Adam Blatner

Words and Images from the Mind of Adam Blatner

Deffils (Part 1)

Originally posted on October 12, 2011

This word, “deffil,” describes a complex in the psyche that seems innocent and blame-free, at one level; at another level, this same complex may be recognized as foolish and naive; and at a third level, deffils in the long run have a thousand times more aggregate power to generate evil than clever, wicked, sociopathic, scheming, manipulative devils.

The deffil of course is not an external power, but the power of the residual inner child. Played with a little intensity, some might call this complex an “inner brat.” It is the seeming innocence of childish expectations that deny the actuality of the complexities of the real world.

One deffil might be the voice that sweetly and innocently—or perhaps with a little pout—protests, “Why does it have to be that way?” It “can’t” (or wont) recognize that life is difficult. Scott Peck’s opening line to his best-selling book in the 1980s?, “The Road Less Traveled” is “Life is difficult.” It’s obvious on one level, but many people really have not absorbed its implications.

The desire to make life less difficult is one of the sources of creativity in the world, but it requires first an acceptance of the idea that a given situation is indeed difficult. There is a short-cut process in the mind that says, “Oh, that’s just the way it is; can’t do anything about it” that numbs the creative impulse. The tendency to accept “the way it is” is another deffil.

Yet another deffil is a hidden sense of entitlement to life being easy. It is disguised as a seemingly innocent question: “Why does life have to be difficult?” By asking a question, the underlying protest is denied: “I don’t want this situation to be so complicated.” Too obviously foolish: Disguising folly is part of what deffils do.

This whole process is amplified in the mid-20th century among those raised in relative affluence. (Perhaps we should say “spoiled rotten,” but the idea of what is involved in “spoiling” is too often misunderstood and misused.) Anyway, there is not yet an alertness to the more-than-foolishness that inheres in feelings of entitlement.

The deffil of the entitlement to simplicity and ease is a particular affliction of the spoiled affluent mid-20th century populace. And part of that difficulty is not just in the realities of work to be done, but the reality also that things are far more complex than simple minds want to admit. It’s nobody’s fault—it really is complicated, and multi-perspectival—a big word that means that there’s no one truth as a formula, but everything is to be looked at from multiple perspectives.

(I hear a subtle voice of protest: “Yikes, it wasn’t that way when I grew up. We had right and wrong answers. Our grades were predicated on our knowing right answers. Did they lie to us?” and then I hear, “Yes, they did indeed lie. Life is not only more complex, but for much of life right and wrong answers don’t apply!”)

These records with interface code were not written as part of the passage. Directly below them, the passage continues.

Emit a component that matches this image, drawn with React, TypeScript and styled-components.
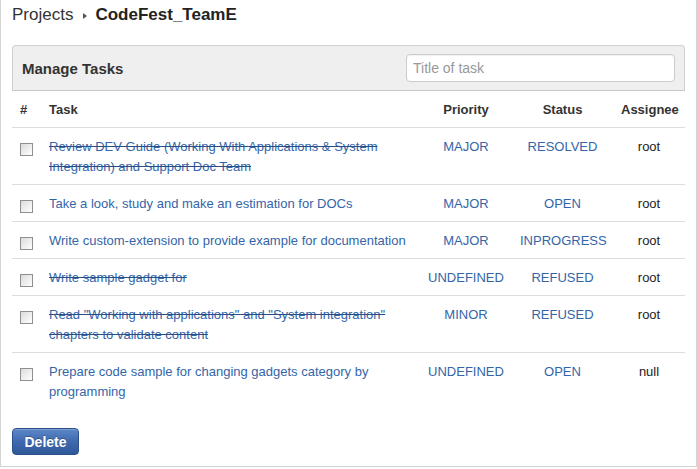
import styled, { createGlobalStyle } from 'styled-components';

const GlobalStyle = createGlobalStyle`
  html, body {
    margin: 0;
    padding: 0;
    background: #fff;
  }
  body {
    font-family: "Liberation Sans", Arial, sans-serif;
    color: #333;
  }
`;

const Frame = styled.div`
  box-sizing: border-box;
  width: 697px;
  height: 467px;
  border: 1px solid #d4d4d4;
  border-top: none;
  padding: 0 11px;
`;

const Breadcrumb = styled.div`
  display: flex;
  align-items: center;
  height: 20px;
  padding-top: 5px;
  margin-bottom: 20px;
  font-size: 17px;
  line-height: 20px;
`;

const Crumb = styled.span`
  color: #333;
`;

const Current = styled.span`
  font-weight: bold;
  color: #222;
`;

const Caret = styled.span`
  display: inline-block;
  width: 0;
  height: 0;
  margin: 1px 8px 0 10px;
  border-top: 3px solid transparent;
  border-bottom: 3px solid transparent;
  border-left: 4px solid #555;
`;

const PanelHeader = styled.div`
  display: flex;
  align-items: center;
  justify-content: space-between;
  height: 44px;
  padding: 0 9px;
  background: #efefef;
  border: 1px solid #d0d0d0;
  border-bottom-color: #c8c8c8;
  border-radius: 4px 4px 0 0;
`;

const PanelTitle = styled.h3`
  margin: 0;
  font-size: 15px;
  font-weight: bold;
  color: #333;
`;

const Search = styled.input`
  box-sizing: border-box;
  width: 269px;
  height: 28px;
  padding: 0 6px;
  border: 1px solid #ccc;
  border-radius: 4px;
  background: #fff;
  font-family: "Liberation Sans", Arial, sans-serif;
  font-size: 14px;
  color: #555;
  box-shadow: inset 0 1px 1px rgba(0, 0, 0, 0.05);
  &::placeholder {
    color: #999;
  }
`;

const Table = styled.table`
  width: 100%;
  table-layout: fixed;
  border-collapse: collapse;
  font-size: 13px;
  line-height: 20px;
`;

const Th = styled.th<{ $align?: string; $w?: number }>`
  box-sizing: border-box;
  padding: 9px 8px 7px;
  text-align: ${(p) => p.$align || 'left'};
  width: ${(p) => (p.$w ? `${p.$w}px` : 'auto')};
  font-weight: bold;
  color: #333;
  border-bottom: 1px solid #ddd;
`;

const Row = styled.tr<{ $last?: boolean }>`
  border-bottom: ${(p) => (p.$last ? 'none' : '1px solid #ddd')};
`;

const Td = styled.td<{ $align?: string }>`
  padding: 9px 8px 7px;
  vertical-align: top;
  text-align: ${(p) => p.$align || 'left'};
`;

const Check = styled.input`
  appearance: none;
  display: block;
  box-sizing: border-box;
  width: 13px;
  height: 13px;
  margin: 6px 0 0 0;
  border: 1px solid #8e8f8f;
  background: linear-gradient(135deg, #dcdcdc 0%, #f4f4f4 70%, #fff 100%);
`;

const TaskLink = styled.a<{ $done?: boolean }>`
  color: #3465a8;
  text-decoration: ${(p) => (p.$done ? 'line-through' : 'none')};
  text-decoration-color: #2a4f86;
`;

const Tag = styled.span`
  color: #3465a8;
`;

const Person = styled.span`
  color: #222;
`;

const DeleteButton = styled.button`
  margin-top: 19px;
  box-sizing: border-box;
  width: 67px;
  height: 27px;
  padding: 0;
  border: 1px solid #2b4f8a;
  border-radius: 4px;
  background: linear-gradient(to bottom, #5c88c8 0%, #3f69ae 50%, #2e5898 100%);
  color: #fff;
  font-family: "Liberation Sans", Arial, sans-serif;
  font-size: 14px;
  font-weight: bold;
  text-shadow: 0 -1px 0 rgba(0, 0, 0, 0.25);
  box-shadow: inset 0 1px 0 rgba(255, 255, 255, 0.2);
`;

const tasks = [
  {
    title: 'Review DEV Guide (Working With Applications & System Integration) and Support Doc Team',
    priority: 'MAJOR',
    status: 'RESOLVED',
    assignee: 'root',
    done: true,
  },
  {
    title: 'Take a look, study and make an estimation for DOCs',
    priority: 'MAJOR',
    status: 'OPEN',
    assignee: 'root',
    done: false,
  },
  {
    title: 'Write custom-extension to provide example for documentation',
    priority: 'MAJOR',
    status: 'INPROGRESS',
    assignee: 'root',
    done: false,
  },
  {
    title: 'Write sample gadget for',
    priority: 'UNDEFINED',
    status: 'REFUSED',
    assignee: 'root',
    done: true,
  },
  {
    title: 'Read "Working with applications" and "System integration" chapters to validate content',
    priority: 'MINOR',
    status: 'REFUSED',
    assignee: 'root',
    done: true,
  },
  {
    title: 'Prepare code sample for changing gadgets category by programming',
    priority: 'UNDEFINED',
    status: 'OPEN',
    assignee: 'null',
    done: false,
  },
];

export default function App() {
  return (
    <>
      <GlobalStyle />
      <Frame>
        <Breadcrumb>
          <Crumb>Projects</Crumb>
          <Caret />
          <Current>CodeFest_TeamE</Current>
        </Breadcrumb>
        <PanelHeader>
          <PanelTitle>Manage Tasks</PanelTitle>
          <Search placeholder="Title of task" />
        </PanelHeader>
        <Table>
          <thead>
            <tr>
              <Th $w={29}>#</Th>
              <Th>Task</Th>
              <Th $align="center" $w={92}>Priority</Th>
              <Th $align="center" $w={101}>Status</Th>
              <Th $align="center" $w={72}>Assignee</Th>
            </tr>
          </thead>
          <tbody>
            {tasks.map((t, i) => (
              <Row key={i} $last={i === tasks.length - 1}>
                <Td>
                  <Check type="checkbox" />
                </Td>
                <Td>
                  <TaskLink href="#" $done={t.done}>
                    {t.title}
                  </TaskLink>
                </Td>
                <Td $align="center">
                  <Tag>{t.priority}</Tag>
                </Td>
                <Td $align="center">
                  <Tag>{t.status}</Tag>
                </Td>
                <Td $align="center">
                  <Person>{t.assignee}</Person>
                </Td>
              </Row>
            ))}
          </tbody>
        </Table>
        <DeleteButton>Delete</DeleteButton>
      </Frame>
    </>
  );
}
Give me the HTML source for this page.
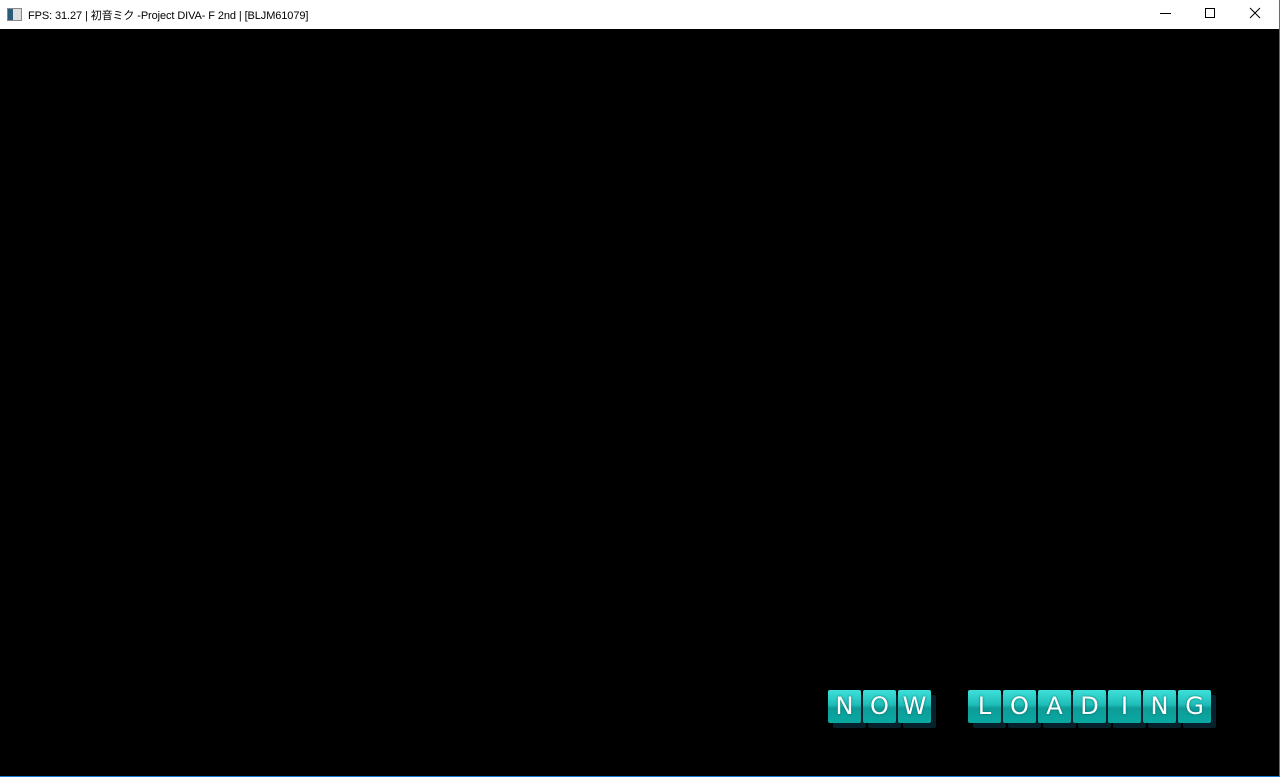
<!DOCTYPE html>
<html><head><meta charset="utf-8"><style>
body{margin:0;width:1280px;height:777px;overflow:hidden;background:#000;position:relative;font-family:"Liberation Sans","Noto Sans CJK JP",sans-serif}
#tb{position:absolute;left:0;top:0;width:1279px;height:29px;background:#fff}
#tt{position:absolute;left:28px;top:7px;font-size:11px;color:#000;letter-spacing:-0.1px}
#ic{position:absolute;left:7px;top:8px;width:13px;height:11px;border:1px solid #888;background:linear-gradient(90deg,#2a5a7a 40%,#ddd 40%)}
#rb{position:absolute;right:0;top:0;width:1px;height:777px;background:#1a7fd4}
#bb{position:absolute;left:0;bottom:0;width:1280px;height:1px;background:#1a7fd4}
.t{position:absolute;top:690px;width:33px;height:33px;background:linear-gradient(180deg,#3fe0da 0%,#1fbdb8 45%,#0e9c98 55%,#0aa8a2 100%);box-shadow:5px 5px 0 #06202c;color:#fff;font:normal 24px/33px "DejaVu Sans",sans-serif;text-align:center;border-radius:2px;text-shadow:0 0 2px #066}
</style></head><body>
<div id="tb"><div id="ic"></div><div id="tt">FPS: 31.27 | 初音ミク -Project DIVA- F 2nd | [BLJM61079]</div>
<svg style="position:absolute;left:1150px;top:0" width="130" height="29"><path d="M10 13.5H21" stroke="#000"/><rect x="55.5" y="8.5" width="9" height="9" fill="none" stroke="#000"/><path d="M100 8L110 18M110 8L100 18" stroke="#000"/></svg></div>
<div class="t" style="left:828px">N</div><div class="t" style="left:863px">O</div><div class="t" style="left:898px">W</div>
<div class="t" style="left:968px">L</div><div class="t" style="left:1003px">O</div><div class="t" style="left:1038px">A</div><div class="t" style="left:1073px">D</div><div class="t" style="left:1108px">I</div><div class="t" style="left:1143px">N</div><div class="t" style="left:1178px">G</div>
<div id="rb"></div><div id="bb"></div>
</body></html>
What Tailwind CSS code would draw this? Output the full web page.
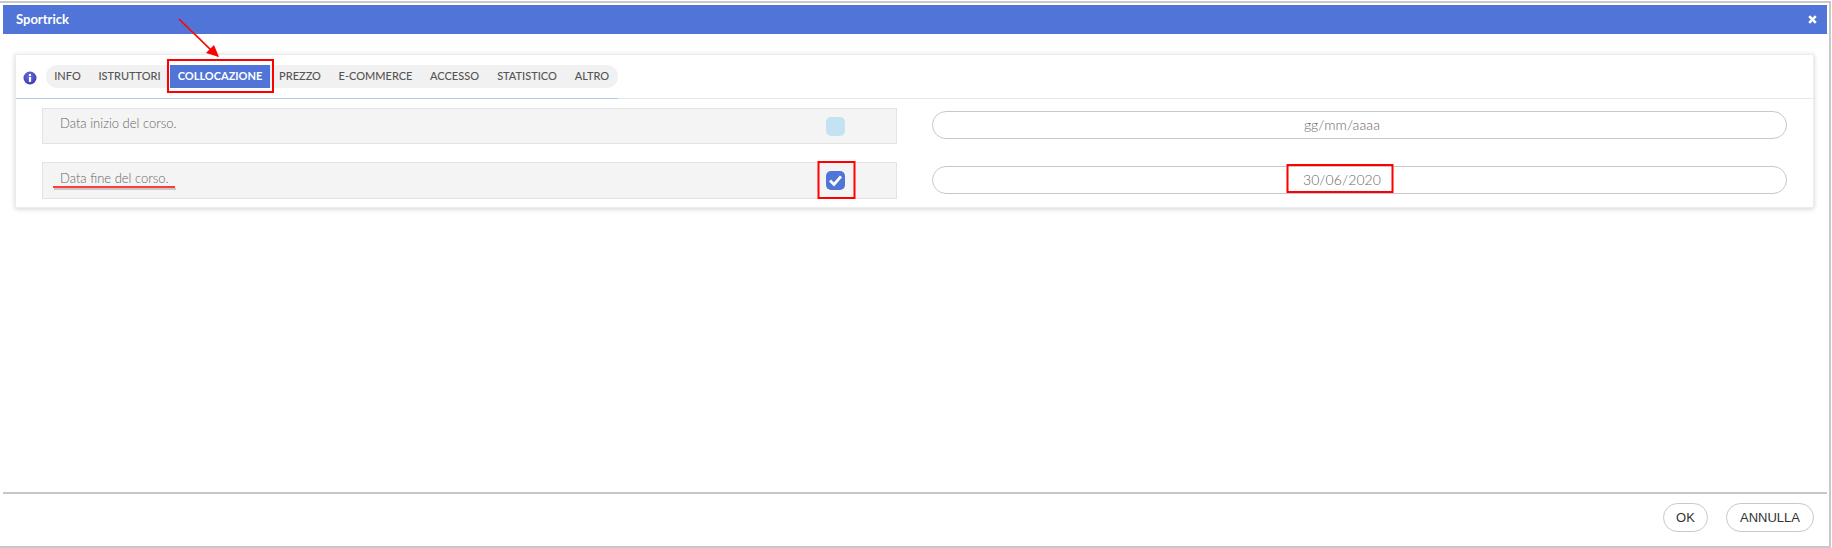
<!DOCTYPE html>
<html lang="it">
<head>
  <meta charset="UTF-8" />
  <title>Sportrick</title>
  <script src="https://cdn.jsdelivr.net/npm/@tailwindcss/browser@4"></script>
</head>
<body class="bg-white font-['Lato','Liberation_Sans',sans-serif]">
  <div class="relative w-[1832px] h-[548px] pt-px overflow-hidden">
    <div class="w-[1831px] h-[547px] border-t-2 border-r-2 border-b-2 border-[#c8c8c8] pl-[3px] pr-[2px] pt-[2px] flex flex-col">

      <div class="h-[29px] shrink-0 bg-[#5074d8] flex items-center justify-between pl-[13px] pr-[10px] text-white">
        <span class="text-[13px] font-bold">Sportrick</span>
        <svg class="w-[9px] h-[9px]" viewBox="0 0 9 9"><path d="M1.2 1.2 7.8 7.8M7.8 1.2 1.2 7.8" stroke="#fff" stroke-width="2.6" /></svg>
      </div>

      <div class="flex-1 pt-5 pl-3 pr-[13px]">
        <div class="bg-white border border-[#ececec] shadow-[0_1px_5px_rgba(0,0,0,0.18)] h-[154px]">
          <div class="h-[43px] border-b border-[#e8e8e8] box-content">
            <div class="h-[43px] w-[595px] box-content border-b border-[#a9cbec] flex items-center pl-[7px]">
              <svg class="w-[14px] h-[14px] mr-[9px] mt-[3px]" viewBox="0 0 14 14">
                <defs>
                  <radialGradient id="infoBlue" cx="45%" cy="35%" r="70%">
                    <stop offset="0" stop-color="#6a6ce0" />
                    <stop offset="1" stop-color="#3a3aa8" />
                  </radialGradient>
                </defs>
                <circle cx="7" cy="7" r="6.5" fill="url(#infoBlue)" />
                <circle cx="7" cy="3.9" r="1.2" fill="#fff" />
                <rect x="5.9" y="5.9" width="2.2" height="5" fill="#fff" />
              </svg>
              <div class="flex h-[23px] w-[572px] items-stretch rounded-full bg-[#f1f1f1] text-[11px] font-medium text-[#555] overflow-hidden mt-[-1px]">
                <span class="flex items-center justify-center w-[43px]">INFO</span>
                <span class="flex items-center justify-center w-[81px]">ISTRUTTORI</span>
                <span class="flex items-center justify-center w-[100px] bg-[#5074d8] text-white font-bold">COLLOCAZIONE</span>
                <span class="flex items-center justify-center w-[60px]">PREZZO</span>
                <span class="flex items-center justify-center w-[91px]">E-COMMERCE</span>
                <span class="flex items-center justify-center w-[67px]">ACCESSO</span>
                <span class="flex items-center justify-center w-[78px]">STATISTICO</span>
                <span class="flex items-center justify-center w-[52px]">ALTRO</span>
              </div>
            </div>
          </div>

          <div class="pt-[9px] pl-[26px] grid grid-cols-[855px_855px] gap-x-[35px] gap-y-[18px] text-[13px] font-light text-[#666]">
            <div class="h-[36px] bg-[#f4f4f4] border border-[#e3e3e3] flex items-center justify-between pl-[17px] pr-[51px]">
              <span class="pb-1">Data inizio del corso.</span>
              <span class="w-[19px] h-[19px] rounded-[5px] bg-[#c3e3f3]"></span>
            </div>
            <div class="h-[36px] pt-[3px]">
              <input class="w-full h-[28px] pb-px rounded-full border border-[#c8c8c8] bg-white pr-[35px] text-center text-[14px] tracking-[0.1px] placeholder:text-[#6e6464]" type="text" placeholder="gg/mm/aaaa" />
            </div>

            <div class="h-[37px] bg-[#f4f4f4] border border-[#e3e3e3] flex items-center justify-between pl-[17px] pr-[51px]">
              <span class="pb-1">Data fine del corso.</span>
              <span class="w-[19px] h-[19px] rounded-[5px] bg-[#5074d8] flex items-center justify-center">
                <svg class="w-[15px] h-[15px]" viewBox="0 0 15 15"><path d="M2 7.6 6 11.4 13 3.4" fill="none" stroke="#fff" stroke-width="2.8" /></svg>
              </span>
            </div>
            <div class="h-[37px] pt-[4px]">
              <input class="w-full h-[28px] pb-px rounded-full border border-[#c8c8c8] bg-white pr-[35px] text-center text-[14px] tracking-[0.1px] text-[#6e6464]" type="text" value="30/06/2020" />
            </div>
          </div>
        </div>
      </div>

      <div class="h-[54px] shrink-0 border-t-2 border-[#c8c8c8] flex justify-end gap-[18px] pt-[9px] pr-[13px] font-['Liberation_Sans',sans-serif] text-[13px] text-[#333]">
        <button class="w-[45px] h-[29px] rounded-full border border-[#c8c8c8] bg-white">OK</button>
        <button class="w-[88px] h-[29px] rounded-full border border-[#c8c8c8] bg-white">ANNULLA</button>
      </div>
    </div>

    <!-- red annotations drawn over the screenshot -->
    <svg class="absolute top-0 left-0 w-[1832px] h-[548px] pointer-events-none" viewBox="0 0 1832 548">
      <path d="M180 19 216 55" stroke="#888" stroke-width="2" opacity="0.35" transform="translate(2 2)" />
      <path d="M179 19 213 52" stroke="#f00" stroke-width="1.6" />
      <path d="M219 57 206 53 214 45Z" fill="#f00" />
      <rect x="168" y="60" width="105" height="32" fill="none" stroke="#f00" stroke-width="2" />
      <rect x="818.5" y="162" width="36" height="36" fill="none" stroke="#f00" stroke-width="2" />
      <rect x="1287.5" y="165" width="105" height="27" fill="none" stroke="#f00" stroke-width="2" />
      <path d="M53 188 175 188" stroke="#888" stroke-width="2" opacity="0.4" transform="translate(1 1)" />
      <path d="M53 187 175 187" stroke="#f00" stroke-width="1.4" />
    </svg>
  </div>
</body>
</html>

The thing about deffils is that those in their grip feel quite innocent, almost wide-eyed, child-like, sweet. They tempt us to almost whine, “But why can’t life be nice?”  Why-questions often disguise a more bratty pout: “I resent that life isn’t always nice.” It’s often paired with another seductive complex—“It isn’t fair!”

The deffil can pretend to be a victim when really it is disguising a tyrannical, egocentric attitude.  For example, imagine a five-year-old who feels that any game in which she is not the winner is “not fair.” Really, it can seem that way at an unconscious level. Entitlement and fairness can be distorted with surprising ease in the direction of egocentricity. And if something “feels” unfair, then it’s only a short hop to it actually “being” unfair—at least in the illusory world of the child’s mind. My subversive suggestion here is that far more than anyone wants to admit, the adult mind retains powerful and subtle residues of childish attitudes.

Another deffil involves the childish trust of the blandishments and all the rhetorical devices and logical fallacies used by demagogues—religious and political—that in turn allows it to become fanatical in the service of socially problematic movements. “But they said it was good!” seems to serve well as a form of self-justification. The obligation for personal critical evaluation doesn’t exists—and the lack of such skills in the general population, and the lack of the teaching of such skills—clearly indicating their value—also reinforces this.   (Okay, more about deffils in a blog tomorrow.)